I'd put some in trust for skids and keep some for myself.  If it's a fortune, and they are decent skids, why would someone not leave it to them?

Monkeysee's picture

Personally, I wouldn't feel right not leaving some for my skids.  I get along with them well, and I know it's what my DH would want.  I'd either put it in a trust for them or leave equal amounts to my SS's and mine & DH's bio kids in my will.  I wouldn't feel right cutting them out of money that I'm sure was intended for them in some way.

Harry's picture

You no longer need anything. Funeral !  If you have somewhat of a decent relationship with SK.  As they were not back stabbing you ect.  I would let them have the money. 

Dontfeedthetrolls's picture

Since the money went first to my spouse and then to me I would have considered it the responsibility of first the grandparent then my partner to dictate if they wanted any money to go to their children over anyone else.  This means two people had a chance before me to control the money. By the time it’s gotten to me I would consider it mine to do with as I wish.

Given the relationship you describe with the step children though I would give them part of it upfront. They are adults and it was their father who passed. This is assuming the amount is substantial and goes beyond basic needs to provide for the loss of my partners income. For example if I passed tomorrow my insurance would barely cover mandatory expenses for my partner to stabilize with the loss of my income.

But if I were stable I would attempt to give them both part of the amount left. After that they are on their own and whatever is left after my death can be passed on to whomever I decide.

TM18's picture

The fact you’re thinking about this now makes me think you’re a good person and you’ll make the right choice for you.

A good friend of mine’s dad died suddenly 2 years after marrying.
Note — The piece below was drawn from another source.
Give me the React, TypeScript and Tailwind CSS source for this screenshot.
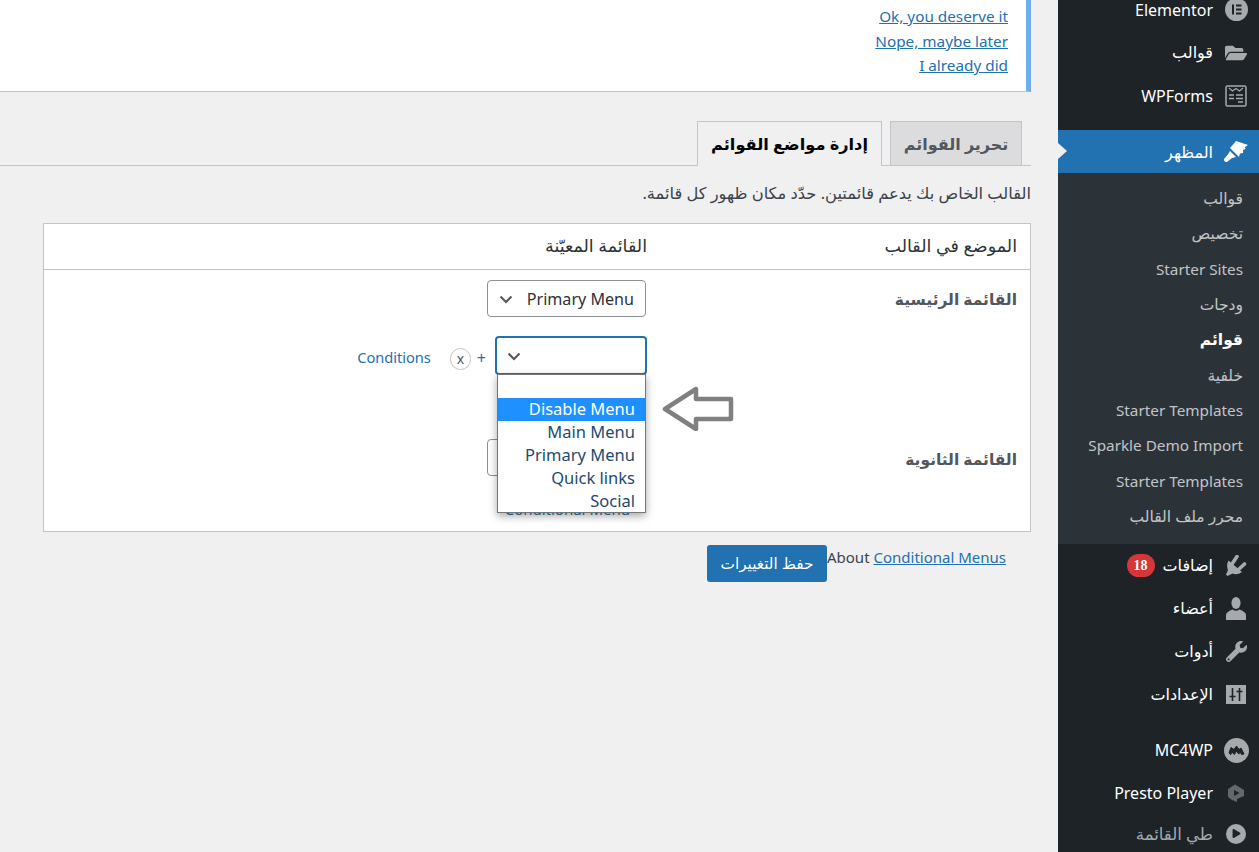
import React from "react";
import { FaFolderOpen, FaWrench, FaPlay } from "react-icons/fa";

const FONT = "font-['Noto_Sans','DejaVu_Sans',sans-serif]";

function Elementor() {
  return (
    <svg width="23" height="23" viewBox="0 0 23 23">
      <circle cx="11.5" cy="11.5" r="11.5" fill="#a7aaad" />
      <rect x="7" y="6.5" width="2" height="10" fill="#1d2327" />
      <rect x="11" y="6.5" width="5.5" height="2" fill="#1d2327" />
      <rect x="11" y="10.5" width="5.5" height="2" fill="#1d2327" />
      <rect x="11" y="14.5" width="5.5" height="2" fill="#1d2327" />
    </svg>
  );
}
function WPForms() {
  return (
    <svg width="22" height="22" viewBox="0 0 22 22" fill="none" stroke="#a7aaad">
      <rect x="1" y="1" width="20" height="20" rx="1.5" strokeWidth="1.5" />
      <path d="M4 3l3.5 3L11 3.5 14.5 6 18 3" strokeWidth="1.2" />
      <path d="M4 10h5M11 10h7M4 13.5h5M11 13.5h7M13 17h5" strokeWidth="1.4" />
    </svg>
  );
}
function Brush() {
  return (
    <svg width="24" height="23" viewBox="0 0 24 23" fill="#fff">
      <path d="M12 1L24 5l-3 2 .5 2-2.5 1v3l-3 .5-1 3.5L6 8z" />
      <path d="M6 11l6 6-4 1-5 4q-3 .5-3-3l3.5-4z" />
    </svg>
  );
}
function Plug() {
  return (
    <svg width="22" height="21" viewBox="10 5 22 21" fill="#a7aaad">
      <path d="M13.5 10.5L27 22q-5 3.5-9.5 1.5L12.5 26 11 24.5l2-4.5q-2-5 .5-9.5z" />
      <path d="M17 14l5-7.5" stroke="#a7aaad" strokeWidth="3.6" strokeLinecap="round" fill="none" />
      <path d="M23 20l6.5-6" stroke="#a7aaad" strokeWidth="3.6" strokeLinecap="round" fill="none" />
    </svg>
  );
}
function User() {
  return (
    <svg width="20" height="23" viewBox="0 0 20 23" fill="#a7aaad">
      <ellipse cx="10" cy="6" rx="4.6" ry="6" />
      <path d="M0 23v-5q0-3 6.5-5.5 3.5 2.5 7 0 6.5 2.5 6.5 5.5v5z" />
    </svg>
  );
}
function Settings() {
  return (
    <svg width="20" height="19" viewBox="0 0 20 19">
      <rect width="20" height="19" fill="#a7aaad" />
      <path d="M6.5 3v13M3.5 11.5h6M13.5 3v13M10.5 6.5h6" stroke="#1d2327" strokeWidth="1.6" fill="none" />
    </svg>
  );
}
function MC4WP() {
  return (
    <svg width="25" height="25" viewBox="0 0 25 25">
      <circle cx="12.5" cy="12.5" r="12.5" fill="#a7aaad" />
      <path d="M5 15l2-5.5 3 2 2.5-3.5 2.5 3.5 2-1.5 3 6-2.4.6-1.4-2.5-1.4 2-2.4-3-2 3.4-2.5-2.4-1.2 2.6z" fill="#1d2327" stroke="#1d2327" strokeWidth="1" />
    </svg>
  );
}
function Presto() {
  return (
    <svg width="18" height="18" viewBox="0 0 18 18">
      <path d="M1 5l7-4.5L17 6v6l-7 3v3l-5-2-4-3z" fill="#62676b" />
      <path d="M7 6l5.5 3L7 12z" fill="#1d2327" />
    </svg>
  );
}

function TopItem({ icon, label, arabic, extra }: { icon: React.ReactNode; label: string; arabic?: boolean; extra?: React.ReactNode }) {
  return (
    <div className="flex items-center h-[43px] text-white text-[16px]">
      <div className="w-[46px] flex items-center justify-center shrink-0 text-[#a7aaad]">{icon}</div>
      <span className={arabic ? "pb-[1px]" : ""}>{label}</span>
      {extra}
    </div>
  );
}

function Sub({ label, bold, latin }: { label: string; bold?: boolean; latin?: boolean }) {
  return (
    <div className={`h-[35.3px] flex items-center pr-[16px] ${latin ? "text-[15.3px]" : "text-[15.5px]"} ${bold ? "text-white font-bold" : "text-[#c3c4c7]"}`}>{label}</div>
  );
}

function Sidebar() {
  return (
    <aside className="w-[201px] shrink-0 bg-[#1d2327]">
      <div className="-mt-[12px]">
        <TopItem icon={<Elementor />} label="Elementor" />
        <TopItem icon={<FaFolderOpen size={22} />} label="قوالب" arabic />
        <TopItem icon={<WPForms />} label="WPForms" />
        <div className="h-[13px]" />
        <div className="relative h-[43px] bg-[#2271b1] flex items-center text-white text-[16px]">
          <div className="w-[46px] flex items-center justify-center shrink-0"><Brush /></div>
          <span>المظهر</span>
          <div className="absolute left-0 top-[13px] w-0 h-0 border-y-[8px] border-y-transparent border-l-[9px] border-l-[#f0f0f1]" />
        </div>
        <div className="bg-[#2c3338] pt-[8px] pb-[10px]">
          <Sub label="قوالب" />
          <Sub label="تخصيص" />
          <Sub label="Starter Sites" latin />
          <Sub label="ودجات" />
          <Sub label="قوائم" bold />
          <Sub label="خلفية" />
          <Sub label="Starter Templates" latin />
          <Sub label="Sparkle Demo Import" latin />
          <Sub label="Starter Templates" latin />
          <Sub label="محرر ملف القالب" />
        </div>
        <TopItem icon={<Plug />} label="إضافات" arabic extra={
          <span className="mr-[8px] w-[28px] h-[23px] rounded-full bg-[#d63638] text-white text-[14px] font-['Liberation_Serif',serif] font-semibold flex items-center justify-center">18</span>
        } />
        <TopItem icon={<User />} label="أعضاء" arabic />
        <TopItem icon={<FaWrench size={21} />} label="أدوات" arabic />
        <TopItem icon={<Settings />} label="الإعدادات" arabic />
        <div className="h-[13px]" />
        <TopItem icon={<MC4WP />} label="MC4WP" />
        <TopItem icon={<Presto />} label="Presto Player" />
        <div className="flex items-center h-[38px] text-[#a7aaad] text-[16.5px]">
          <div className="w-[46px] flex items-center justify-center shrink-0">
            <span className="w-[20px] h-[20px] rounded-full bg-[#a7aaad] flex items-center justify-center text-[#1d2327]"><FaPlay size={9} className="ml-[1px]" /></span>
          </div>
          <span>طي القائمة</span>
        </div>
      </div>
    </aside>
  );
}

function Link({ children }: { children: React.ReactNode }) {
  return <a className="text-[#2271b1] underline">{children}</a>;
}

function Chevron() {
  return (
    <svg width="16" height="16" viewBox="0 0 16 16" fill="none" stroke="#50575e" strokeWidth="2">
      <path d="M2.5 5.5L8 11l5.5-5.5" />
    </svg>
  );
}

function Select({ value, focus, className = "" }: { value?: string; focus?: boolean; className?: string }) {
  return (
    <div className={`flex items-center justify-between pr-[11px] rounded-[4px] bg-white text-[#2c3338] text-[16.1px] ${focus ? "h-[39px] pl-[9px] border-2 border-[#2271b1]" : "h-[37px] pl-[10px] border border-[#8c8f94]"} ${className}`}>
      <span className="pt-[1px]">{value}</span>
      <Chevron />
    </div>
  );
}

function Main() {
  return (
    <main className="flex-1 min-w-0 pr-[27px] bg-[#f0f0f1]">
      <div className="bg-white border-r-[5px] border-r-[#72aee6] border-b border-b-[#c3c4c7] h-[92px] pt-[4px] pr-[18px] text-[15.3px] leading-[24.5px]">
        <div><Link>Ok, you deserve it</Link></div>
        <div><Link>Nope, maybe later</Link></div>
        <div><Link>I already did</Link></div>
      </div>

      <div className="mt-[29px] h-[45px] border-b border-[#c3c4c7] flex items-end pr-[9px] gap-[8px]">
        <div className="h-[44px] w-[132px] pt-[1px] flex items-center justify-center bg-[#dcdcde] border border-[#c3c4c7] border-b-0 text-[#50575e] font-bold text-[16px] whitespace-nowrap">تحرير القوائم</div>
        <div className="h-[45px] w-[185px] -mb-px pt-[1px] flex items-center justify-center bg-[#f0f0f1] border border-[#c3c4c7] border-b-0 text-black font-bold text-[16.2px] whitespace-nowrap">إدارة مواضع القوائم</div>
      </div>

      <p className="mt-[16px] text-[16.3px] leading-[22px] text-[#3c434a]">القالب الخاص بك يدعم قائمتين. حدّد مكان ظهور كل قائمة.</p>

      <div className="mt-[19px] ml-[43px] bg-white border border-[#c3c4c7] h-[309px] relative">
        <div className="h-[46px] pb-[2px] border-b border-[#c3c4c7] flex items-center text-[17.5px] text-[#2c3338]">
          <div className="w-[383px] pr-[13px]">الموضع في القالب</div>
          <div>القائمة المعيّنة</div>
        </div>
        <div className="flex pt-[10px]">
          <div className="w-[369px] pr-[13px] pt-[8px] text-[15.5px] font-bold text-[#50575e]">القائمة الرئيسية</div>
          <div className="flex flex-col">
            <Select value="Primary Menu" className="w-[159px] mr-[15px]" />
            <div className="flex items-center mt-[19px] mr-[14px] h-[39px]">
              <Select focus className="w-[152px]" />
              <span className="text-[#2271b1] text-[16px] mr-[9px] mt-[5px]">+</span>
              <span className="mr-[6px] mt-[6px] w-[21px] h-[22px] rounded-full border border-[#c3c4c7] text-[14px] text-[#50575e] flex items-center justify-center">x</span>
              <a className="mr-[19px] mt-[4px] text-[#2271b1] text-[14.6px]">Conditions</a>
            </div>
          </div>
        </div>
        <div className="flex mt-[64px]">
          <div className="w-[369px] pr-[13px] pt-[9px] text-[15.5px] font-bold text-[#50575e]">القائمة الثانوية</div>
          <div className="flex flex-col">
            <Select className="w-[159px] mr-[15px]" />
            <a className="mr-[31px] mt-[23px] text-[#2271b1] text-[15px] whitespace-nowrap leading-[20px]">Conditional Menu</a>
          </div>
        </div>
        <div className="absolute top-[150px] left-[453px] w-[149px] h-[139px] bg-white border border-[#767676] shadow-[0_3px_8px_rgba(0,0,0,0.35)] text-[16.5px] leading-[21px] text-[#1d4a72] text-right pr-[10px] pt-[23px]">
          <div className="bg-[#1e90ff] text-white -mr-[10px] pr-[10px] h-[23px]">Disable Menu</div>
          <div className="h-[23px]">Main Menu</div>
          <div className="h-[23px]">Primary Menu</div>
          <div className="h-[23px]">Quick links</div>
          <div className="h-[23px]">Social</div>
        </div>
        <svg className="absolute top-[159px] left-[618px]" width="72" height="48" viewBox="0 0 72 48" fill="none" stroke="#808080" strokeWidth="4.5" strokeLinejoin="round">
          <path d="M3 26L34 6v10h35v20H34v10z" />
        </svg>
      </div>

      <div className="mt-[13px] flex items-start h-[37px] mr-[25px] text-[15px] leading-[24px] text-[#3c434a]">
        <span dir="ltr">About <Link>Conditional Menus</Link></span>
        <button className="h-[37px] w-[120px] pb-[1px] rounded-[3px] bg-[#2271b1] text-white text-[15.3px]">حفظ التغييرات</button>
      </div>
    </main>
  );
}

export default function App() {
  return (
    <div dir="rtl" className={`${FONT} h-[852px] w-[1259px] overflow-hidden flex bg-[#f0f0f1]`}>
      <Sidebar />
      <Main />
    </div>
  );
}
He left everything to his new wife who had verbally promised him she would leave it to his adult daughters when she dies. He had discussed this with my friend, who just let it go as she thought her dad would be around for many more years. She told the daughters soon after the funeral that they wouldn’t be getting it and she was leaving it to her son. I think that’s awful as it was my friends family home and a very new marriage.

On flip side, my mother in law married a man who already had 3 adult kids from 2 previous marriages. One of those kids was his SS. He also had my DH as his SS. They were married for 35 years until he passed away. In that time he gave hundreds of thousands to his children to help with university and buying homes and starting up businesses. Mother in law only met them a handful of times in all those years, and in the 15 years I’ve been part of the family I met his kids for the first time at his funeral. They never came to his birthdays, Christmas, or even to visit when he was dying. Mother in law said once he stopped giving them money on demand they stopped contacting him. So in his will he wrote everything remaining (the bills for his care towards the end ate away a lot of what was left) was to go to my mother in law. Within a month of him passing away, mother in law had each of the kids asking her for their inheritance. One of whom turned nasty and called her all kinds of names and threatened her. Funny thing is they assumed everything was their dads and in fact the house was inherited by my mother in law so nothing to do with their dad. She has a comfortable life now, and that’s what he wanted for her so she feels no guilt. 

 

flmomma08's picture

Well my SD hardly ever speaks to us unless she wants us to buy her something, so I wouldn't leave her anything. In your situation, I might consider leaving some to the skids especially since it came from their grandparents. However, I agree with the others who stated the grandparents and/or the spouse should have made clear what they want done with the money in this situation and if they didn't, it is really yours to do whatever you please with.